Monitoring. Thanks to the increasing adoption of data analytics in health research such as machine learning and big data mining, data are ever more likely to be reused over time even beyond the scope of initial collection. Such expanded temporality of health data – old and new – calls for oversight activities to continue beyond initial study protocol approval. Continued monitoring will aim at detecting emerging vulnerabilities due to data processing, such as potential harms, discrimination and privacy risks.
Responsiveness. Besides monitoring for emergent risks linked to data processing, systemic oversight prescribes that measures are adopted to prevent new types of risks from translating in actual harms for data subjects. Moreover, plans for containing the effects of failures such as malicious privacy breaches should be in place. This resonates with already existing regulatory aims of clinical research ethics, namely, risk minimization and institutional preparedness.
Reflexivity. Data reveal information not just about the person they were generated from, but also about others who relate to this person, or with they share features. To cope with this relational nature of data, oversight practices should pay attention to the way classificatory activities enabled by new data analytics affect the rights and wellbeing of individuals and communities. This requires, for instance, reflexive scrutiny of assumptions and biases embedded in machine learning algorithms.
Inclusiveness. In order to increase the likelihood that potentially harmful or discriminatory biases emerge before they become technically entrenched in new tools and practices, systemic oversight prescribes upstream engagement of relevant stakeholders – including traditionally under-represented ones – to foster public dialogue and mutual learning.

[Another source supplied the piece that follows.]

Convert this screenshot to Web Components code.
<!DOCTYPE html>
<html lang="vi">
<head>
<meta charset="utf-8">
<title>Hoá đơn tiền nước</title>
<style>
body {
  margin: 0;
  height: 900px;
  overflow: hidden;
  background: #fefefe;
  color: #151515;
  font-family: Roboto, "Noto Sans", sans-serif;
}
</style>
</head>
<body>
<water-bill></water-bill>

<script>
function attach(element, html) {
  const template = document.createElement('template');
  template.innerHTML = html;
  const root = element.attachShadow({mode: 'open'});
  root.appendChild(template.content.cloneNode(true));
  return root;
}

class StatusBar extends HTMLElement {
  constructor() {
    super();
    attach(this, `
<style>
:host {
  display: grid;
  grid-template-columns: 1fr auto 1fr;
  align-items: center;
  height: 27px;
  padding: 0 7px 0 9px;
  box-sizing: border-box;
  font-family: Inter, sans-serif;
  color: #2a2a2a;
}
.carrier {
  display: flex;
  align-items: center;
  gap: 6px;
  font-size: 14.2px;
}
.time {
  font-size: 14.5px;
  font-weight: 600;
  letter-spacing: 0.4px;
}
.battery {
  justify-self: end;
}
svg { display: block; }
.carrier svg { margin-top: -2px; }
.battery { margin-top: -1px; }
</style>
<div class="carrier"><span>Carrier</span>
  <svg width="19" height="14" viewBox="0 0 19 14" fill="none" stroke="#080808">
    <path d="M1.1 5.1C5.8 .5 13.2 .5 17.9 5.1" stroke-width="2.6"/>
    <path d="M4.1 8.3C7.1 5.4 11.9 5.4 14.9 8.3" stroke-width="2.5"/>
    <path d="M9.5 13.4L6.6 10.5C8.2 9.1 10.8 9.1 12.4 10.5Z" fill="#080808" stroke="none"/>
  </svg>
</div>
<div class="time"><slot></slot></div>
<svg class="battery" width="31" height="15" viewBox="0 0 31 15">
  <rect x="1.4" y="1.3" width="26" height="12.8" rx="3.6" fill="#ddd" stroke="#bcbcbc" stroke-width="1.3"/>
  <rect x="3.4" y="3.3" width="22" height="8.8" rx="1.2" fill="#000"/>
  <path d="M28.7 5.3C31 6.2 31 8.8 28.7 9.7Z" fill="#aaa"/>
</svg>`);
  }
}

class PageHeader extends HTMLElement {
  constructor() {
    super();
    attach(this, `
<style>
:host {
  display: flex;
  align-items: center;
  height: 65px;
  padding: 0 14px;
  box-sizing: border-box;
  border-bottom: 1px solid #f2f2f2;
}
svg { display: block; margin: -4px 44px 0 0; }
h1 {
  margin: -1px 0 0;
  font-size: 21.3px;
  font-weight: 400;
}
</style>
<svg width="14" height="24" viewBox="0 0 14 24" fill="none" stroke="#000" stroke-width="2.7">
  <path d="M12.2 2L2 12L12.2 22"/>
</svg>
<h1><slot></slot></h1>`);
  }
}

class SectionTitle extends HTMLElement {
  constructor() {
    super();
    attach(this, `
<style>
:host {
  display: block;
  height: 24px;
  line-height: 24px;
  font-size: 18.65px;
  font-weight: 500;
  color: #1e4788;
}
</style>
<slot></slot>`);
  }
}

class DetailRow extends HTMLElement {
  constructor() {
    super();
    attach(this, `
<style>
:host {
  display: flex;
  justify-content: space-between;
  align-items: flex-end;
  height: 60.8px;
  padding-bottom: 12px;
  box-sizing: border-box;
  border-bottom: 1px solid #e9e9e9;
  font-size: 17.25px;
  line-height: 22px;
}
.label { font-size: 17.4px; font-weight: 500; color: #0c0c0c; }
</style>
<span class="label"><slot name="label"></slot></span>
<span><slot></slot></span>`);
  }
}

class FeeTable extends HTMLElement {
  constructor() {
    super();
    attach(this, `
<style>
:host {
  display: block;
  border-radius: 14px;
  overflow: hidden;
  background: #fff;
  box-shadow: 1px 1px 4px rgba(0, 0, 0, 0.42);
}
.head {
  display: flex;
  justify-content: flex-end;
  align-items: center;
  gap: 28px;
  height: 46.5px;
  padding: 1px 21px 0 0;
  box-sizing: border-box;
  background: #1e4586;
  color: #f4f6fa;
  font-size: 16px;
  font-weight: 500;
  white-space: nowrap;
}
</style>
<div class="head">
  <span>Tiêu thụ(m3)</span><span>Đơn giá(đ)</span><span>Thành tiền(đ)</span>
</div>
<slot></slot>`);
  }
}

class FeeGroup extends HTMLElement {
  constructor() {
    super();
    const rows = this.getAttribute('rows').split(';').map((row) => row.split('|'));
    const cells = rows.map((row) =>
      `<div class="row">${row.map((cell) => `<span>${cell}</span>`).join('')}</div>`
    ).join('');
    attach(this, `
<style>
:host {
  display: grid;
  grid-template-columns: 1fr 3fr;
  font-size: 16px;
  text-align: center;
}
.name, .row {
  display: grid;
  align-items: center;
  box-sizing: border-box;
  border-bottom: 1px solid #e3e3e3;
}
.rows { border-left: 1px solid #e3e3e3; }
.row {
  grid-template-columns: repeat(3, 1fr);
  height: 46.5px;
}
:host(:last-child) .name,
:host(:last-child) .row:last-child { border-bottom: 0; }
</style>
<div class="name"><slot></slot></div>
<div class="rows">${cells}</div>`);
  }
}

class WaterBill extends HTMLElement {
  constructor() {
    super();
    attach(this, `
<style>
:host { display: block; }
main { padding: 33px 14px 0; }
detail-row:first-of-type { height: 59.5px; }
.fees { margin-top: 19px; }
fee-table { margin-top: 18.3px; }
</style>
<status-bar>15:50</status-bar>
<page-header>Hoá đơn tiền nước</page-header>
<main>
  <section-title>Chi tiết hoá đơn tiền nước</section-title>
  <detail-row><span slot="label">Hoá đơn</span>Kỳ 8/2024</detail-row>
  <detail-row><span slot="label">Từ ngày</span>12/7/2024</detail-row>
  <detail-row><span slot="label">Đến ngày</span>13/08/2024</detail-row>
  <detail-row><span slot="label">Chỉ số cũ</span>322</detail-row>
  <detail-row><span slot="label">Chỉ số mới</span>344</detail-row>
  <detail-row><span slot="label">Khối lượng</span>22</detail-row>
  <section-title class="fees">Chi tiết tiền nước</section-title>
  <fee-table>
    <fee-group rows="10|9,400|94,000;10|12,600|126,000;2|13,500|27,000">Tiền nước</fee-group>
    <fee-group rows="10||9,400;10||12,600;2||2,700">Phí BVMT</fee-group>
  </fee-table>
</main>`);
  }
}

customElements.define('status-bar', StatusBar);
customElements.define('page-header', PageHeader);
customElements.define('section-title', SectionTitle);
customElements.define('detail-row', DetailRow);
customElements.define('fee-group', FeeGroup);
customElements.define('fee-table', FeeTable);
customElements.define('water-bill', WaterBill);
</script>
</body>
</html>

As we alluded to above, systemic oversight does not supplant, but rather integrates existing regulatory practices. Also importantly, its six normative features draw on approaches that are already under discussion in various domains of health research – from biobanking governance to genomics. What systemic oversight intends to achieve is not new forms of legally mandated procedures to replace informed consent and ethics review boards. Rather we seek to provide a normative reference framework for the emergence of new or improved oversight tools that better correspond to the changing reality of health research. Systemic oversight can thus produce normative alignment of regulatory practices around a coherent set of principles. This is expected to reinforce public trust in data intense health research as a responsible and accountable scientific activity.
The principles of systemic oversight are relevant across the board, that is, at any given phase of the research pipeline, from the planning of a study protocol, to the publication of results, up to the sharing of data with other research groups. More work is needed in order to move from systemic oversight principles to accountable oversight mechanisms. In particular funders, academic institutions and scientific societies are called upon to develop guidelines to help researchers align with such principles. New or refined oversight instruments such as assessment tools, standardized procedures and ad hoc bodies will need to be created.

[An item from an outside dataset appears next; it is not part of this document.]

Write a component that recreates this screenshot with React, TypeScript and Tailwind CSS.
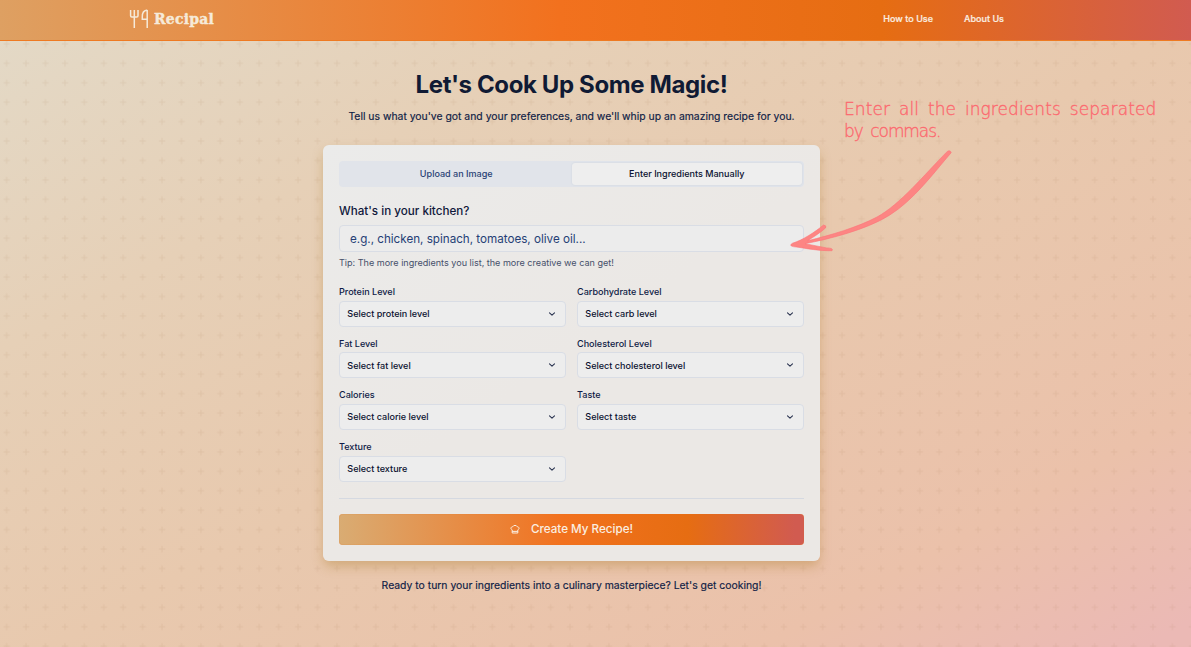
import React from "react";

const fields: [string, string][] = [
  ["Protein Level", "Select protein level"],
  ["Carbohydrate Level", "Select carb level"],
  ["Fat Level", "Select fat level"],
  ["Cholesterol Level", "Select cholesterol level"],
  ["Calories", "Select calorie level"],
  ["Taste", "Select taste"],
  ["Texture", "Select texture"],
];

function CrossPattern() {
  return (
    <svg className="pointer-events-none absolute inset-0 h-full w-full" aria-hidden="true">
      <defs>
        <pattern id="crosses" width="19.43" height="19.43" patternUnits="userSpaceOnUse" x="-3.1" y="-4.7">
          <path d="M6.5 9.7H13M9.7 6.5V13" stroke="#a07848" strokeOpacity="0.12" strokeWidth="1" />
        </pattern>
      </defs>
      <rect width="100%" height="100%" fill="url(#crosses)" />
    </svg>
  );
}

function Logo() {
  return (
    <div className="flex items-center text-[#f6ead9]">
      <svg width="20" height="20" viewBox="0 0 20 20" fill="none" stroke="currentColor" strokeWidth="1.5">
        <path d="M1.6 1v5.800q0 1.200 1.200 1.200h5q1.200 0 1.200-1.200V1M5.300 1v18M18.200 1v18M18.200 1.200h-.7q-4.200.6-4.200 6.300v2.800h4.900" />
      </svg>
      <span className="ml-[5px] font-['DejaVu_Serif_Condensed','DejaVu_Serif',serif] text-[15.5px] leading-5 font-bold [-webkit-text-stroke:0.4px_#f6ead9] tracking-[0.25px]">Recipal</span>
    </div>
  );
}

function Chevron() {
  return (
    <svg width="8" height="8" viewBox="0 0 8 8" fill="none" stroke="#26304d" strokeWidth="1.05" strokeLinecap="round" strokeLinejoin="round">
      <path d="M1.5 2.8 4 5.2 6.5 2.8" />
    </svg>
  );
}

function SelectField({ label, value }: { label: string; value: string }) {
  return (
    <div>
      <div className="h-[14.7px] text-[9.05px] leading-[12px] font-medium text-[#0f1b46]">{label}</div>
      <button className="flex h-[26px] w-full items-center justify-between rounded-[4px] border border-[#d9dde5] bg-[#ededed] pr-[9px] pl-[7.3px] text-[9.05px] font-medium text-[#0b1230]">
        <span>{value}</span>
        <Chevron />
      </button>
    </div>
  );
}

function Annotation() {
  return (
    <>
      <p className="absolute top-[98px] left-[844px] font-['DejaVu_Sans_Light','DejaVu_Sans',cursive] text-[17px] leading-[22px] font-extralight tracking-[0.08px] [word-spacing:3.4px] whitespace-nowrap text-[#fc6a70] [-webkit-text-stroke:0.35px_#fc6a70]">
        Enter all the ingredients separated
        <br />
        <span className="tracking-[-1.1px]">by commas.</span>
      </p>
      <svg className="absolute top-[148px] left-[788px]" width="166" height="106" viewBox="788 148 166 106" fill="#fd8583" stroke="#fb7478" strokeWidth="0.6" strokeLinejoin="round">
        <path d="M947.5 151.2Q950.500 149.800 951.200 152.700C934 172.500 914 200 889.500 215.200C866 230 829 239 805 243.700L826.500 247.900Q834 248 832 250.700C820 251 806 248.500 798 247.200Q787 246.500 792.500 243.200C803 240 815 232 823.500 225Q827 225.500 825.500 228C820 233 812 238 807.500 240.800C831 235 857 227.500 877 217C900 204.500 924 175 947.500 151.200Z" />
      </svg>
    </>
  );
}

export default function App() {
  return (
    <div className="relative h-[647px] w-full overflow-hidden bg-[linear-gradient(to_bottom_right,#e3dac8_0%,#e6d0b7_27%,#e8c9ae_52%,#ebc1aa_82%,#ebb9b5_98%)] font-['Inter',sans-serif]">
      <CrossPattern />
      <header className="relative h-[41px] border-b border-[#ee7a22] bg-[linear-gradient(90deg,#dea062_0%,#f2711e_47%,#e66d12_74%,#d15b50_100%)]">
        <div className="flex h-[37px] w-[1004px] items-center justify-between pl-[129px]">
          <Logo />
          <nav className="flex gap-[31px] text-[9.05px] font-medium text-[#faeee1] [-webkit-text-stroke:0.2px_#faeee1]">
            <a>How to Use</a>
            <a>About Us</a>
          </nav>
        </div>
      </header>

      <main className="relative flex w-[1143px] flex-col items-center">
        <h1 className="mt-[28px] text-[24px] leading-8 font-bold tracking-[-0.38px] text-[#101a34]">Let's Cook Up Some Magic!</h1>
        <p className="mt-[8px] text-[10.4px] leading-4 text-[#0d1b44] [-webkit-text-stroke:0.15px_#0d1b44]">
          Tell us what you've got and your preferences, and we'll whip up an amazing recipe for you.
        </p>

        <section className="mt-[20px] h-[416px] w-[497px] rounded-[6px] bg-[linear-gradient(145deg,#ebebea,#ebe8e5_50%)] px-4 pt-4 shadow-[0_6px_12px_-1px_rgba(160,110,20,0.34)]">
          <div className="grid h-[26px] grid-cols-2 items-center rounded-[4px] bg-[#e1e4ea] p-[2px] text-center text-[9.05px] font-medium">
            <span className="text-[#294275]">Upload an Image</span>
            <span className="rounded-[3px] bg-[#eeeeee] py-[4px] leading-[14px] text-[#0b1230] shadow-[0_0_2px_#c8d0dc]">Enter Ingredients Manually</span>
          </div>

          <h2 className="mt-[16px] text-[11.65px] leading-4 font-medium text-[#10183b]">What's in your kitchen?</h2>
          <div className="mt-[6px] flex h-[27px] items-center rounded-[4px] border border-[#d9dde5] bg-[#ececec] pt-[2px] pl-[10px] text-[11.65px] text-[#263f76]">
            e.g., chicken, spinach, tomatoes, olive oil...
          </div>
          <p className="mt-[5px] text-[9.05px] leading-3 text-[#46506a]">Tip: The more ingredients you list, the more creative we can get!</p>

          <div className="mt-[17px] grid grid-cols-2 gap-x-[11px] gap-y-[11px]">
            {fields.map(([label, value]) => (
              <SelectField key={label} label={label} value={value} />
            ))}
          </div>

          <hr className="mt-[16.200px] border-[#d5d9e1]" />
          <button className="mt-[15px] flex h-[31px] w-full items-center justify-center rounded-[4px] bg-[linear-gradient(90deg,#d9ac73_0%,#f2711e_48%,#e66d12_75%,#d15b50_98%)] text-[11.65px] font-medium text-[#faeee1] shadow-[inset_0_0_1px_#e4711c]">
            <svg className="mr-[11px]" width="10" height="10" viewBox="0 0 10 10" fill="none" stroke="currentColor" strokeWidth="1" strokeLinejoin="round">
              <path d="M2.2 9V5.900C.2 4.900.8 2.900 2.600 2.800 3.600.9 6.400.9 7.400 2.800 9.200 2.900 9.800 4.900 7.800 5.900V9ZM2.200 7.400H7.800" />
            </svg>
            Create My Recipe!
          </button>
        </section>

        <p className="mt-[17px] text-[10.4px] leading-4 text-[#0d1b44] [-webkit-text-stroke:0.15px_#0d1b44]">
          Ready to turn your ingredients into a culinary masterpiece? Let's get cooking!
        </p>
      </main>

      <Annotation />
    </div>
  );
}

When the Belmont Report was translated into regulatory standards for clinical research, stakeholders had a way to know in advance what to do, and to plan their research activities accordingly. This has greatly benefited research, both in organizational terms and in building trust around the research enterprise. Systemic Oversight needs not be turned into a set of binding norms. But if the six principles described above are translated into stable oversight practices, precision medicine, precision oncology and data-oriented health research can hope for the same payoff both in terms of process management and public support.